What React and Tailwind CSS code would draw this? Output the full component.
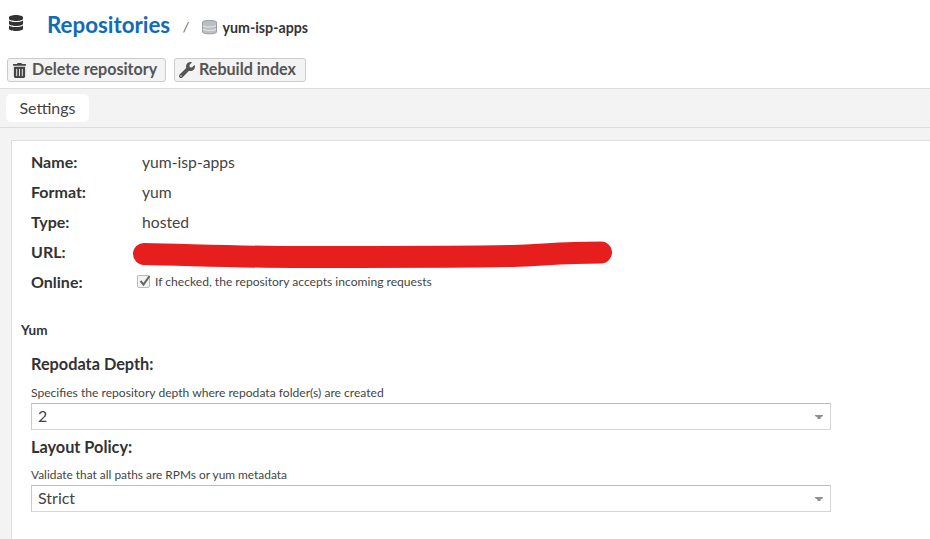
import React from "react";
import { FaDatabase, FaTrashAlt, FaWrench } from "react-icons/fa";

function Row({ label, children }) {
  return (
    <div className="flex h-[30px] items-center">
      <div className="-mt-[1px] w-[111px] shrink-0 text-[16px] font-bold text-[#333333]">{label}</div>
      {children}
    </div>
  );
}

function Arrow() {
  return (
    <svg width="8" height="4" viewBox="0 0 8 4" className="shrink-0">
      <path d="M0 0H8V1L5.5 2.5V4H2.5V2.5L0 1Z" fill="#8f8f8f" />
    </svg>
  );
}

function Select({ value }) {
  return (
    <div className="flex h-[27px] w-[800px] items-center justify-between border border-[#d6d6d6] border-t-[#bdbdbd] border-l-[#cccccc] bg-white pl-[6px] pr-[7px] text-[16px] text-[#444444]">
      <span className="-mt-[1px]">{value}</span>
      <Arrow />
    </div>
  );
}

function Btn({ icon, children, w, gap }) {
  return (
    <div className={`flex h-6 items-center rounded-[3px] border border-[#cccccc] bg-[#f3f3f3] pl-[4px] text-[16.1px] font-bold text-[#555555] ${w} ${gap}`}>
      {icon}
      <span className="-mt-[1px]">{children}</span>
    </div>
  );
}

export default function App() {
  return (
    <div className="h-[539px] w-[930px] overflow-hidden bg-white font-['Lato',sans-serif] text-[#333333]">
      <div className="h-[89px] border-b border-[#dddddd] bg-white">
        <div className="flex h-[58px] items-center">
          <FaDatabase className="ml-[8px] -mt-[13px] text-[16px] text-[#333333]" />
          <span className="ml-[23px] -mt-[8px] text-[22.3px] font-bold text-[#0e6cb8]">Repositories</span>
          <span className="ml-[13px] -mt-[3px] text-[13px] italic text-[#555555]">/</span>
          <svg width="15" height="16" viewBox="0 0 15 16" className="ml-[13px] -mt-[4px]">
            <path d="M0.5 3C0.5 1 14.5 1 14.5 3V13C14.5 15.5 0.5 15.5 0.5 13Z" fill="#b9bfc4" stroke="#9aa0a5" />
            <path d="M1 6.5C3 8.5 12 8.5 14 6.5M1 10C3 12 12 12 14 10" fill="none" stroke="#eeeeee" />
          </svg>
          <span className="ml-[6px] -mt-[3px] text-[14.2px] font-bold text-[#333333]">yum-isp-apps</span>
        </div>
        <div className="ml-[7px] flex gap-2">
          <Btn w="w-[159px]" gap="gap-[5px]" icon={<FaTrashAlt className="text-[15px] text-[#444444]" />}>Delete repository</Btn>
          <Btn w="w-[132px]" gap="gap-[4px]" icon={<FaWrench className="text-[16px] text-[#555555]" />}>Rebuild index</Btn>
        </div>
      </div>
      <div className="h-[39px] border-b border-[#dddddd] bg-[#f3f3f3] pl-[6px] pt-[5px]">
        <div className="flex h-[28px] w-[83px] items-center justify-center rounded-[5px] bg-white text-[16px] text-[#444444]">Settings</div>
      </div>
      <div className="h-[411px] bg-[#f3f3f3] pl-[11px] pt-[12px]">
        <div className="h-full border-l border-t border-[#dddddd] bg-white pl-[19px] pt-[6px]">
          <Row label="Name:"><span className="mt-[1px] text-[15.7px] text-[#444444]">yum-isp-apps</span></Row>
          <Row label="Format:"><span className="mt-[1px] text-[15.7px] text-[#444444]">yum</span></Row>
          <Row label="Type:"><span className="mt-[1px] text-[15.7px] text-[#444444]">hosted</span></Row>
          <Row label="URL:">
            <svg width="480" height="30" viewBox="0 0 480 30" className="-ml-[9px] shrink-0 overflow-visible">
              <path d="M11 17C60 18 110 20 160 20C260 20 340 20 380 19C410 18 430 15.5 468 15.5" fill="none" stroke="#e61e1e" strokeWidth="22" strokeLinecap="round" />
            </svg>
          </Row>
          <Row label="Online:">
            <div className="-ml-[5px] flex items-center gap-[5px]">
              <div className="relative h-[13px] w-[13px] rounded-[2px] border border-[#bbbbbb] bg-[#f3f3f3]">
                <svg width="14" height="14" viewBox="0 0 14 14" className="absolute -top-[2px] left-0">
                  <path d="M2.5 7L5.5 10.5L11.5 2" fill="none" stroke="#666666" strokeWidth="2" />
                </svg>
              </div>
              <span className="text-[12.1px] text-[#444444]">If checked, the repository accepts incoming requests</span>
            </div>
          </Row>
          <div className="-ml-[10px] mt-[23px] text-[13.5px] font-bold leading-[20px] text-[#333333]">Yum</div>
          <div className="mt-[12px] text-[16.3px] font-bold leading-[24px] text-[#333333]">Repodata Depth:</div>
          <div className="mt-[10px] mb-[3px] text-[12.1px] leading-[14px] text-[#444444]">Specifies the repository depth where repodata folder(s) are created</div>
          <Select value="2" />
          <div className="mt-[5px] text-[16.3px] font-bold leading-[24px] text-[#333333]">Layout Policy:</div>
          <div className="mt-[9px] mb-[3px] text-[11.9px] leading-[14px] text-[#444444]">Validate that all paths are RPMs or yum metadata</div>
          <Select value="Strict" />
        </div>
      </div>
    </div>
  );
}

--------------------

● Work to complete: Which lines hold the word "full"? Copy all of them.

● Solution below:
What React and Tailwind CSS code would draw this? Output the full component.
        <div className="h-full border-l border-t border-[#dddddd] bg-white pl-[19px] pt-[6px]">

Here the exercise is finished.